• **GIVEN TASK**
Scan the entries below and report only how many lines contain "page".

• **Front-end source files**

::::::::

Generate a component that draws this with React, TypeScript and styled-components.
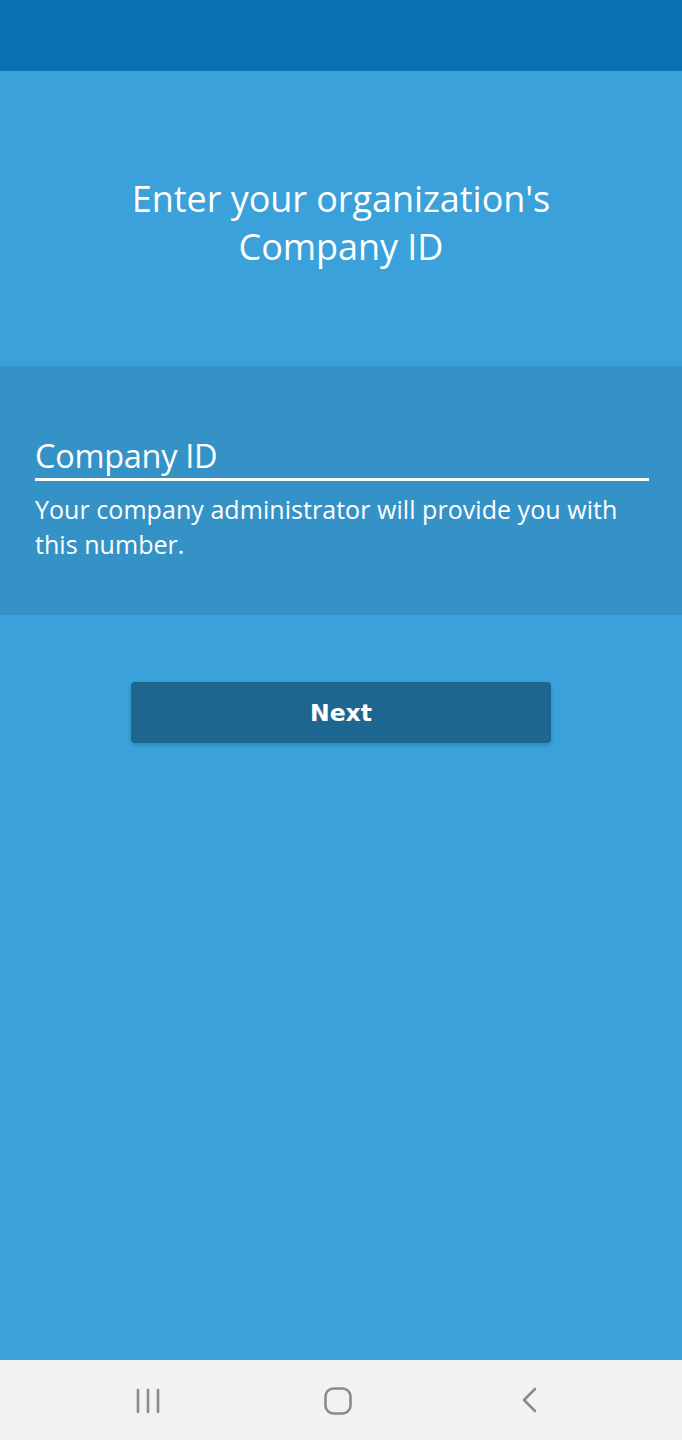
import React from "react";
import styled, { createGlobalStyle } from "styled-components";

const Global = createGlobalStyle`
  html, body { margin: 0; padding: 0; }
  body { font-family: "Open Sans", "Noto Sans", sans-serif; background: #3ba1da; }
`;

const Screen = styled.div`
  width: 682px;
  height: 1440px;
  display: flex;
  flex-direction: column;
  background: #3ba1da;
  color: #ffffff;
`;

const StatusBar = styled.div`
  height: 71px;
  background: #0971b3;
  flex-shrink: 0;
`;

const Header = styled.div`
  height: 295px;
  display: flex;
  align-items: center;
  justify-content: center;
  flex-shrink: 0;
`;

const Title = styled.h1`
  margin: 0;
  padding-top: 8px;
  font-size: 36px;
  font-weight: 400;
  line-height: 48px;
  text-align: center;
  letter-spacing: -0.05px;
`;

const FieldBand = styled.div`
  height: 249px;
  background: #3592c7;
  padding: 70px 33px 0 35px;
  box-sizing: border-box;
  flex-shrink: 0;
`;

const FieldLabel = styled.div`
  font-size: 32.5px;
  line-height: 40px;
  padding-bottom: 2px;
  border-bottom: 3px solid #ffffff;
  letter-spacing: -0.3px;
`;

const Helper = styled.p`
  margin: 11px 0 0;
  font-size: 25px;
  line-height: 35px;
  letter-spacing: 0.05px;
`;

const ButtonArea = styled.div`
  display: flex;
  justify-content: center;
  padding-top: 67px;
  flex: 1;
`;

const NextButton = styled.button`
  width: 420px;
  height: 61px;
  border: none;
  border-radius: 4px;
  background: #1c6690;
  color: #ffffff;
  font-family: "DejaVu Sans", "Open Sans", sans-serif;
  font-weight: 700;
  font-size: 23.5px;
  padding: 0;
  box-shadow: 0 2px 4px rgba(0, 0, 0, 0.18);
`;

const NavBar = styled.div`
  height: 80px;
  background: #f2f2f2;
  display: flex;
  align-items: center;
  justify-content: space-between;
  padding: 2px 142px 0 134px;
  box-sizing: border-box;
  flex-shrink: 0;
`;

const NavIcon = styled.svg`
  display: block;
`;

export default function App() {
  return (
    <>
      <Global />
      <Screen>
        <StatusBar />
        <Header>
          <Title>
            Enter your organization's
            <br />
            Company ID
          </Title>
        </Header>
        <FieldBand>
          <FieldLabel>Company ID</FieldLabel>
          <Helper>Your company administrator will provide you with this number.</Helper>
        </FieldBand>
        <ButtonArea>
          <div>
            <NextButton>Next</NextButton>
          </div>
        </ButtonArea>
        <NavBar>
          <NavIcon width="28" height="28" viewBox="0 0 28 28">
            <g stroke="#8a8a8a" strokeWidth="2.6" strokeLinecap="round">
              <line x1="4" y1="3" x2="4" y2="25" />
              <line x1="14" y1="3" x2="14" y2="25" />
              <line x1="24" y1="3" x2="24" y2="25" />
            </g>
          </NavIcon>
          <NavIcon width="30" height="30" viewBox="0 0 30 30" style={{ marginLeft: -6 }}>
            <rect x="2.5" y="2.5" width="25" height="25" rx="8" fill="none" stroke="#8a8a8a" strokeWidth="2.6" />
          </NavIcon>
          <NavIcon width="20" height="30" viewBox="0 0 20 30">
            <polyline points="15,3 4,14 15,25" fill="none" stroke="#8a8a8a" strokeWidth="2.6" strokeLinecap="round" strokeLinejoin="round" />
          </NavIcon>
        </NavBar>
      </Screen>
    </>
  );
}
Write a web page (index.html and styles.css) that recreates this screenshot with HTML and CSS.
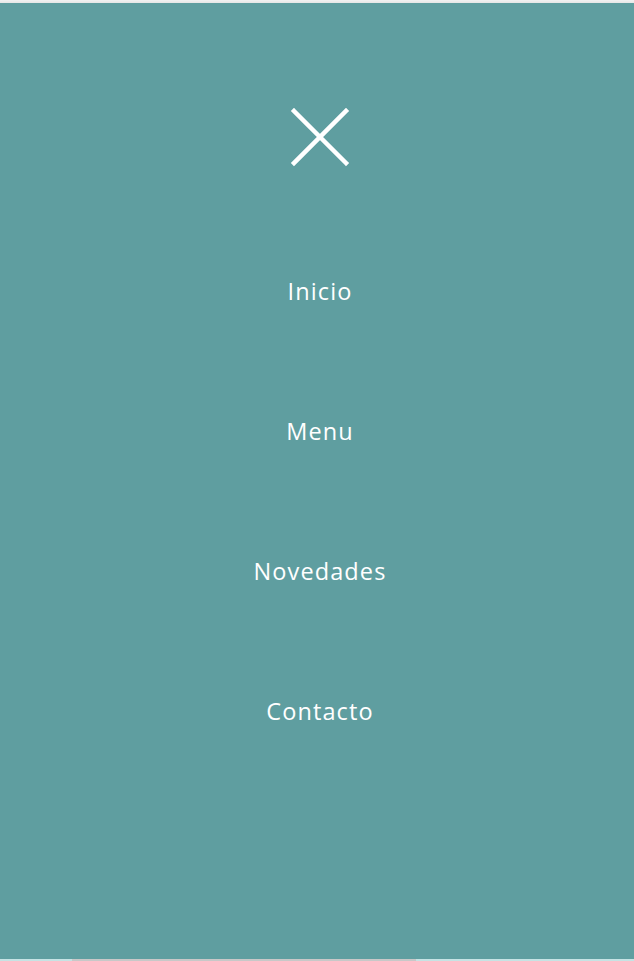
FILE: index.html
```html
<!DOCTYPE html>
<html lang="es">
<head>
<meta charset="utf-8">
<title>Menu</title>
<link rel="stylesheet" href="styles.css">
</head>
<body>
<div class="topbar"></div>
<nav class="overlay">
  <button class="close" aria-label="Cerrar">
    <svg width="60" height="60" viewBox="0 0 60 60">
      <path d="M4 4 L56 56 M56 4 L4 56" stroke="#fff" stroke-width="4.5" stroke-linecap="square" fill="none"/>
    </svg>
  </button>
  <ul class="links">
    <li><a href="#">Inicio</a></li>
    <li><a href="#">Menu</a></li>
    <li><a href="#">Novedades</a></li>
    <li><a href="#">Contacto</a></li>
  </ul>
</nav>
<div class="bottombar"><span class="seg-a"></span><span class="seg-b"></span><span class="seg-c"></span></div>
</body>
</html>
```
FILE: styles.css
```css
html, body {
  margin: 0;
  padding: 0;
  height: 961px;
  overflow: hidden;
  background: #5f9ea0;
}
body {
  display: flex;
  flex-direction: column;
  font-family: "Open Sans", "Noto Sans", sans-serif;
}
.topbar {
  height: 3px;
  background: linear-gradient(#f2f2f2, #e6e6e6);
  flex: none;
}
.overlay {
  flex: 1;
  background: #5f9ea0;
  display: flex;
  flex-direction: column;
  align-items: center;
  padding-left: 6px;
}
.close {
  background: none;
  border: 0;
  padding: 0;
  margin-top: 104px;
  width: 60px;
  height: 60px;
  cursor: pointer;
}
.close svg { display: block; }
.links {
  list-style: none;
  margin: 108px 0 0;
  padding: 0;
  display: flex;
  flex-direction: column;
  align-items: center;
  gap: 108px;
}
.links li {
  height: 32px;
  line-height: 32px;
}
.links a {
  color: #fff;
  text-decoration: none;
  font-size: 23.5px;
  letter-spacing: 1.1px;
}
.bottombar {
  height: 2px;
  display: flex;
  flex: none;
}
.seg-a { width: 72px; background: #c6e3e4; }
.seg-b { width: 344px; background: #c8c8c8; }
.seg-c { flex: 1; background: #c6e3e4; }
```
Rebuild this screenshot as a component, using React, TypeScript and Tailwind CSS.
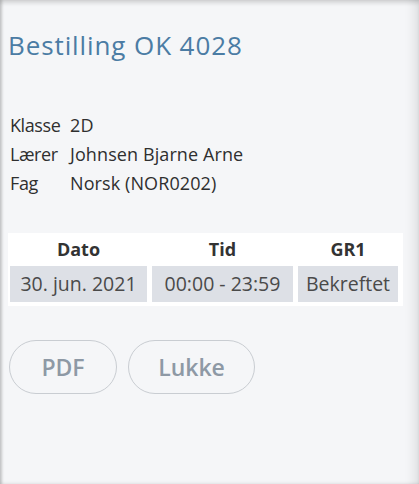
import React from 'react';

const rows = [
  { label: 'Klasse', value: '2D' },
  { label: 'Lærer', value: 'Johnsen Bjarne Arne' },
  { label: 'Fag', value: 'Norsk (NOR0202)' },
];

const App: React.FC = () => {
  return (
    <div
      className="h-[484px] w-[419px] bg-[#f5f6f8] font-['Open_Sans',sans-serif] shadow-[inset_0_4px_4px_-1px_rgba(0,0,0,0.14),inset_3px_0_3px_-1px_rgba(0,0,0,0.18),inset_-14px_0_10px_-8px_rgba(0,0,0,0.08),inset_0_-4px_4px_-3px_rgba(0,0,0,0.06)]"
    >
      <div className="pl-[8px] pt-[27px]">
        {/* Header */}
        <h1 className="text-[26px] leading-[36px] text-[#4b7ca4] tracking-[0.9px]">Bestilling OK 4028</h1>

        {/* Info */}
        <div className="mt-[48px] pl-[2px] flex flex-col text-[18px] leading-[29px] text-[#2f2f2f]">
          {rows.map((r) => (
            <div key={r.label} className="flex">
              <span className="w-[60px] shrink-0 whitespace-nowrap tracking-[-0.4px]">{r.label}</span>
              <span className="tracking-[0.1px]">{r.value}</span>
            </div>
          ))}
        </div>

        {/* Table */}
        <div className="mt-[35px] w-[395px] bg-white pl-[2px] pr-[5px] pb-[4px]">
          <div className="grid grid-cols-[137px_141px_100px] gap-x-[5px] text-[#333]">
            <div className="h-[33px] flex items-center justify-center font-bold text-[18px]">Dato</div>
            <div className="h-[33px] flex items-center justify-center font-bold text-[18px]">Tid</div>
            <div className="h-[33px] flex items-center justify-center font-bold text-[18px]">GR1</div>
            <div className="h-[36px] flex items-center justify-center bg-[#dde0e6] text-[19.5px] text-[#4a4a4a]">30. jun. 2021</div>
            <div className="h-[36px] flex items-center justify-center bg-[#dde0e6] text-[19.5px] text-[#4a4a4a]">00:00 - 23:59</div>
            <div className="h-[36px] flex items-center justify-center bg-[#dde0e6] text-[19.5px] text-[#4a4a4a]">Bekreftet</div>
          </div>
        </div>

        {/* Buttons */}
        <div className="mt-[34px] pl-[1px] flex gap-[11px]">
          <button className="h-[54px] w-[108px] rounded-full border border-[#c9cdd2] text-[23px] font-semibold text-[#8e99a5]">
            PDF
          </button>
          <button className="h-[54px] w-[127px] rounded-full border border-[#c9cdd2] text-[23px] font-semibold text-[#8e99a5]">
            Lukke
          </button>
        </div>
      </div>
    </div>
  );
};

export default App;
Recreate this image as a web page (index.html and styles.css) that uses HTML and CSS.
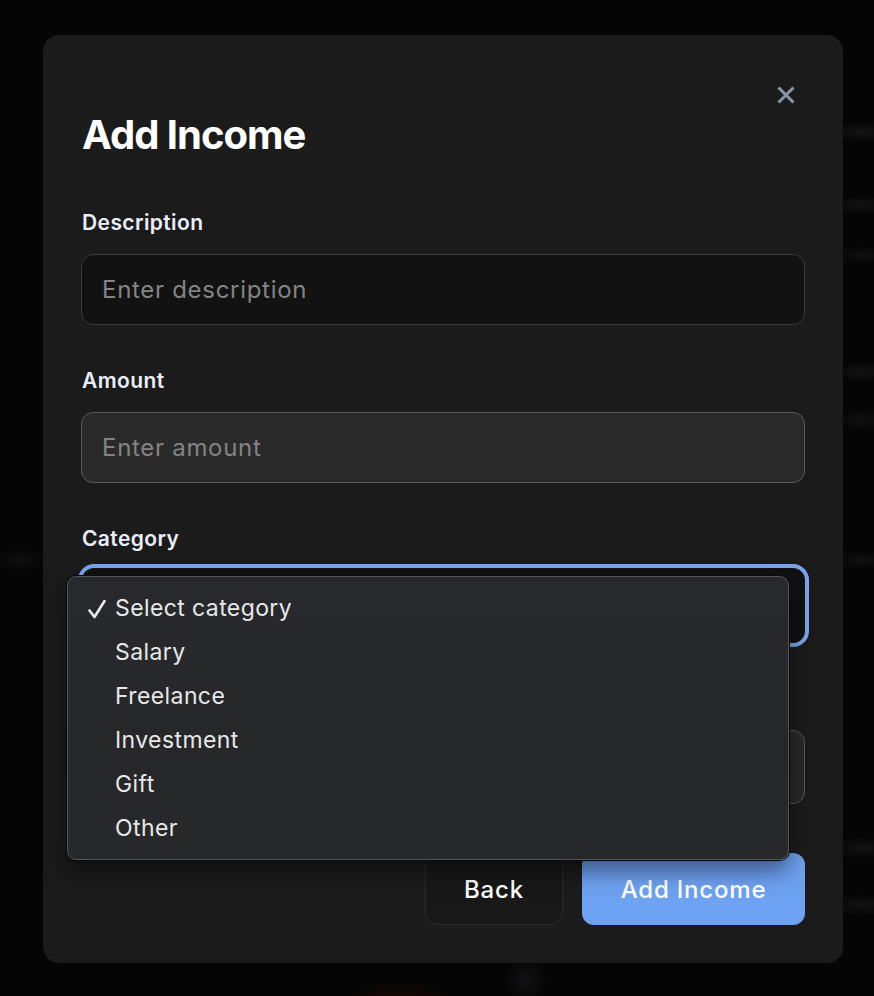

::::::::

• **FULL RESPONSE**
2